Le Dr Agwe révèle que la recherche active des cas et la recherche des contacts, la sensibilisation, l'application des mesures de contrôle de la prévention des infections ainsi que le plaidoyer ont été essentiels dans la gestion symptomatique des cas de variole du singe dans la région.

« Pour traiter une personne atteinte de la variole du singe de manière symptomatique, la première chose va dépendre de l'état dans lequel la personne se présente à l'établissement de santé », détaille-t-il. « Pour ceux qui arrivent avec des conditions très aiguës et instables, nous fournissons les procédures d'unité de soins intensifs ».

« Sinon, nous traitons de manière symptomatique, ce qui signifie que s'ils arrivent et qu'il y a un besoin d'antibiotiques, nous leur fournissons des antibiotiques ; s'il y a besoin d'analgésiques, nous fournissons des analgésiques et s'il est nécessaire de traiter les plaies et autres infections qui peuvent survenir, nous les traitons. Les médecins et les infirmières qui traitent ces patients ont également été formés à ce processus », a-t-il conclu.

Le Dr Cornelius Chebo, coordinateur du programme élargi de vaccination et du centre de lutte contre les épidémies et pandémies dans la région du Nord-Ouest du Cameroun affirme que, comme les autres épidémies, la variole du singe a été maîtrisée dans la région déchirée par la crise.

« Sur le terrain, l'équipe examinera les facteurs de risque de contracter et de partager les maladies, s'il y a des cas supplémentaires et aussi pour sensibiliser et mobiliser la population au cas où il y aurait un autre cas à signaler. Cela a beaucoup fonctionné car l'un des cas a été identifié par l'agent de santé communautaire ». Il a révélé que la région a également activé le système de surveillance pour suivre toute éventuelle épidémie.

Endiguer la propagation future du virus

Depuis le début de 2022, la région africaine a signalé près de 1 000 cas confirmés de variole du singe avec 14 décès. Récemment, la maladie a été signalée dans des pays endémiques et non endémiques du monde entier.
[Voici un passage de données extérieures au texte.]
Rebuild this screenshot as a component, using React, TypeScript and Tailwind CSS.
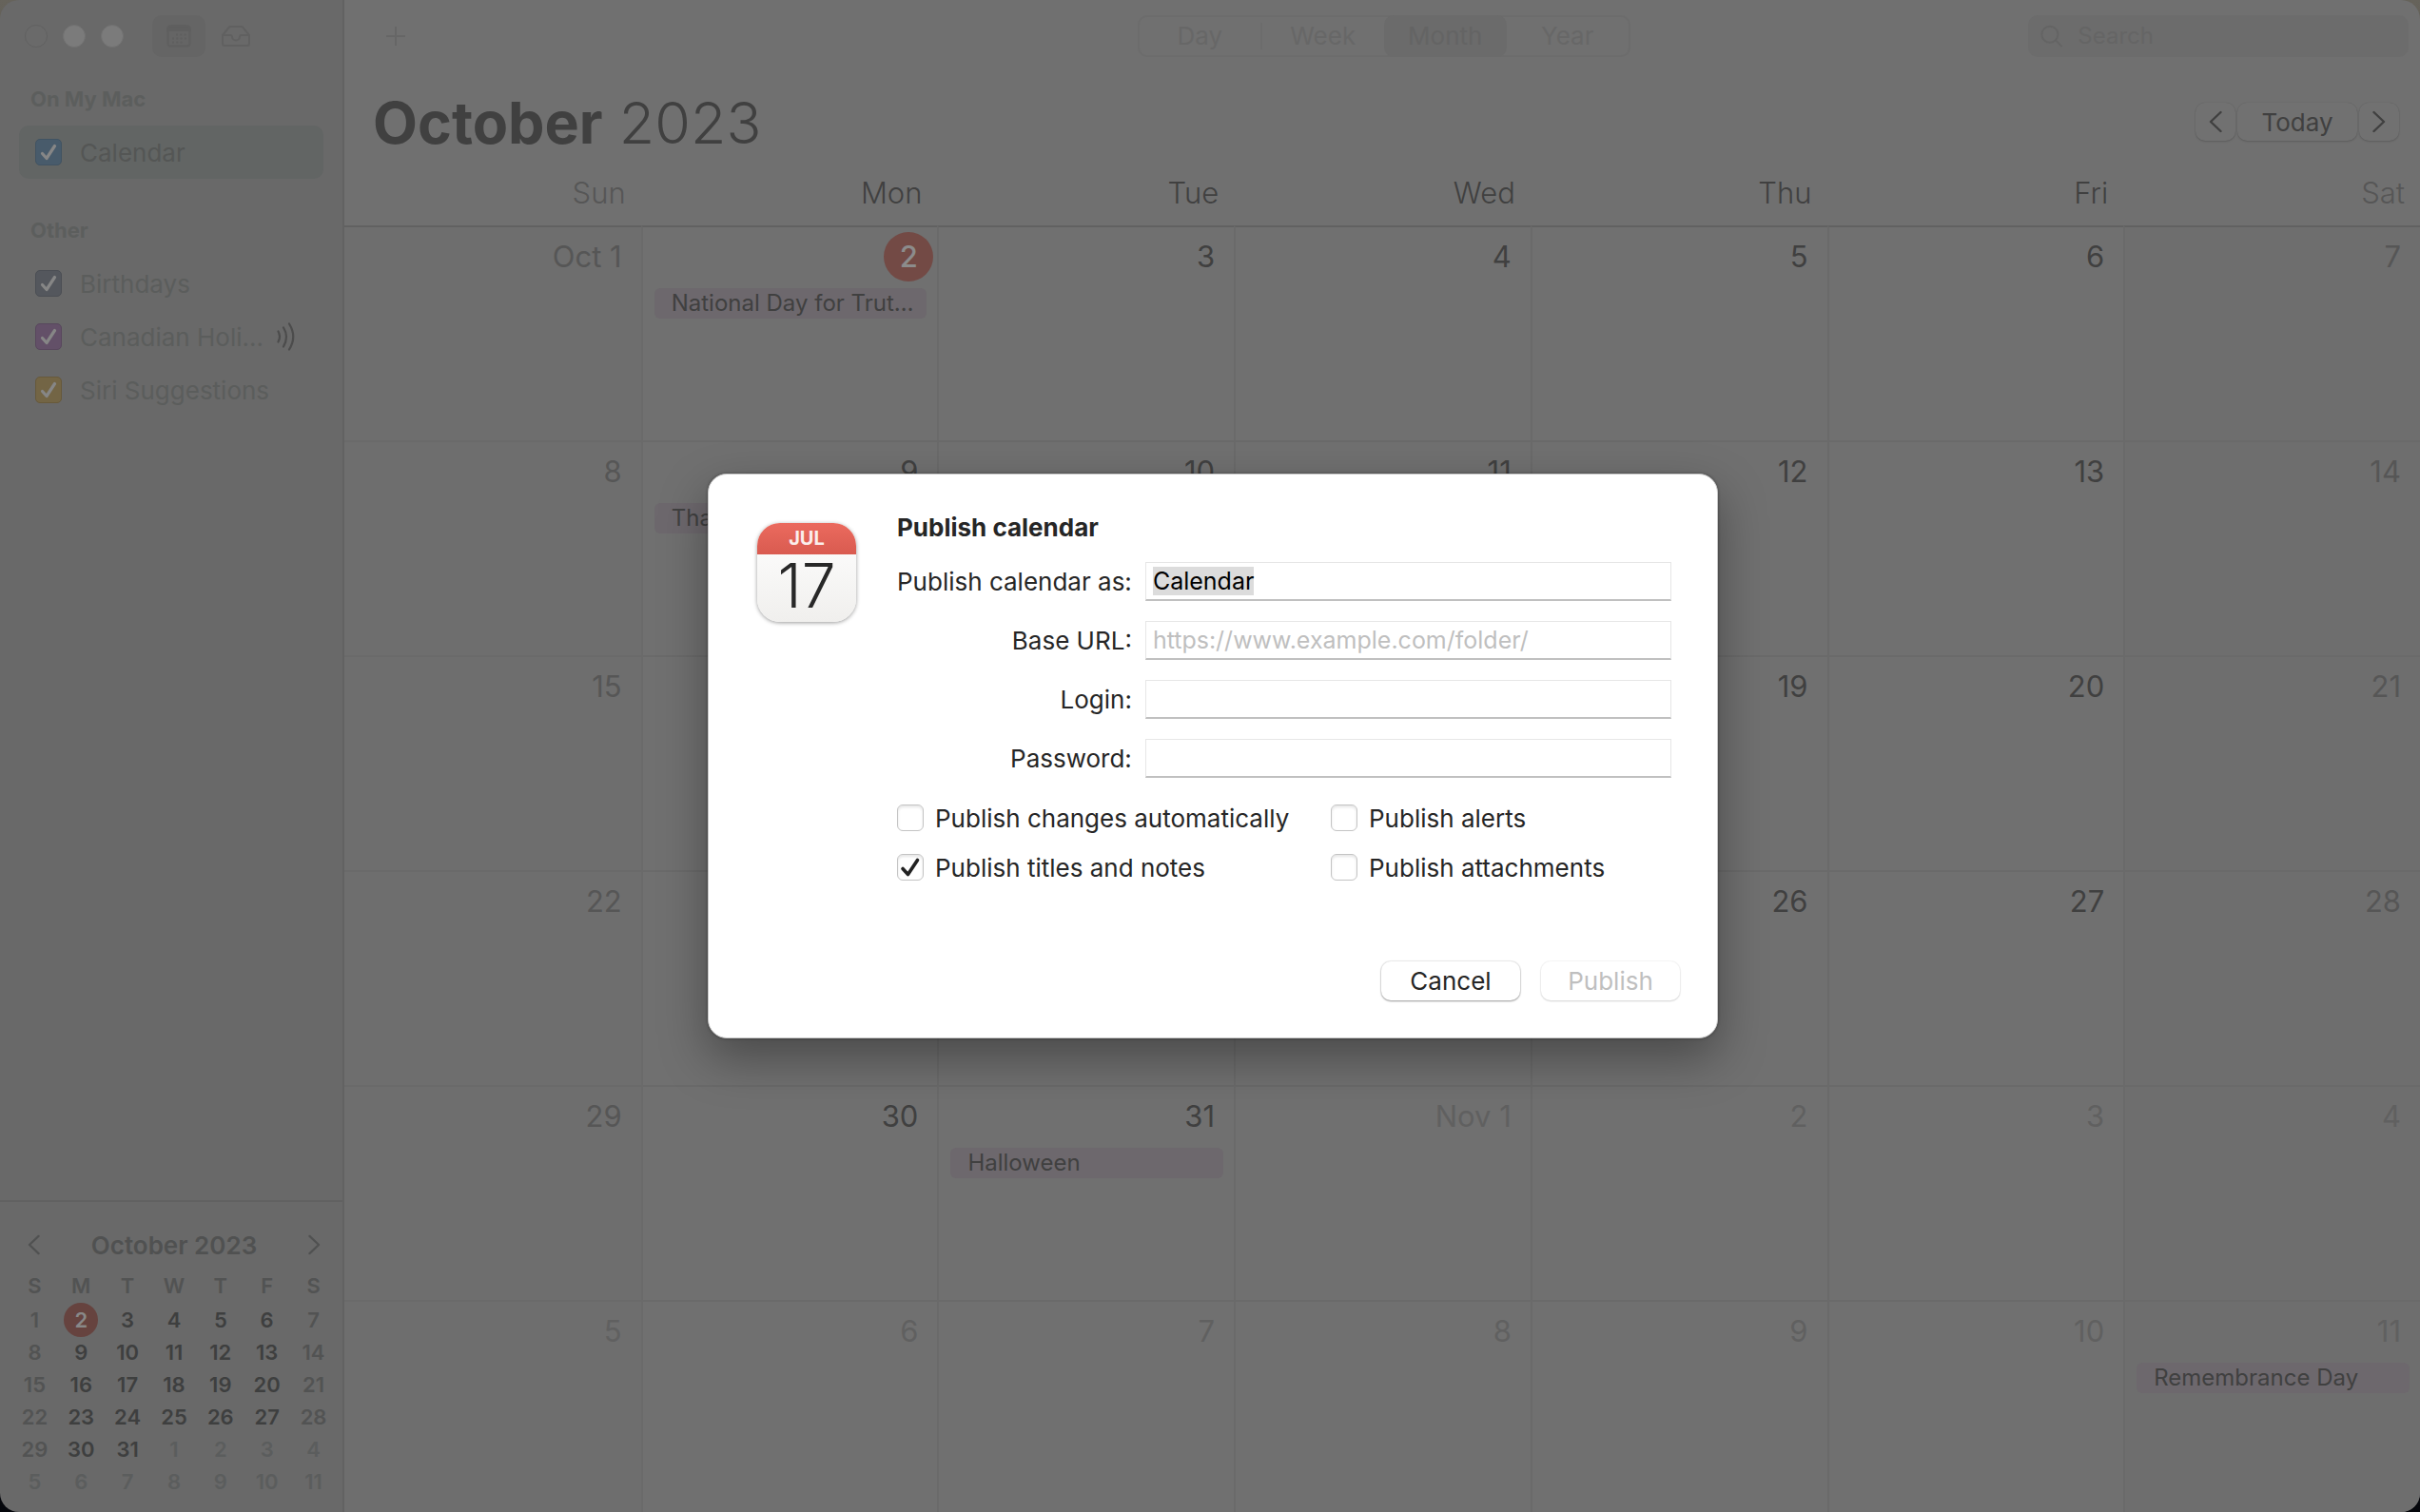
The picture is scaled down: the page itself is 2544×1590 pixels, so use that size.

S'exprimant lors d'une conférence de presse organisée à la fin de l'année dernière, le directeur régional de l'Organisation mondiale de la santé pour l'Afrique, le Dr Matshidiso Moeti, a annoncé que des cas enregistrés de Monkeypox ont été signalés au Cameroun, en République du Congo, en République centrafricaine, en République démocratique du Congo, le Nigeria, le Libéria et la Sierra Leone depuis le début de 2022.

« Pour l'instant, les cas enregistrés n'ont aucun lien de voyage confirmé avec des lieux d'endémie », a alors déclaré le Dr Moeti. Tout en reconnaissant que les nations africaines ont probablement accumulé une certaine immunité contre la variole du singe, le Dr Moeti a insisté sur le fait qu'un accès équitable à des vaccins efficaces est crucial pour protéger les groupes particulièrement vulnérables du continent, y compris les professionnels de la santé et les contacts des patients.

« Ce qui est crucial aujourd'hui, c'est de prévenir tout risque de répétition de la disponibilité inéquitable des vaccins contre la COVID-19 rencontrée par les pays africains au début de l'épidémie. Nous devons avoir une réponse mondiale intégrée au virus de la variole du singe pour éviter qu'il ne se répande dans d'autres pays. Cela nécessite un accès égal aux connaissances et aux outils appropriés, et le partage d'informations pour améliorer la compréhension de la gravité de la situation », a-t-elle déclaré.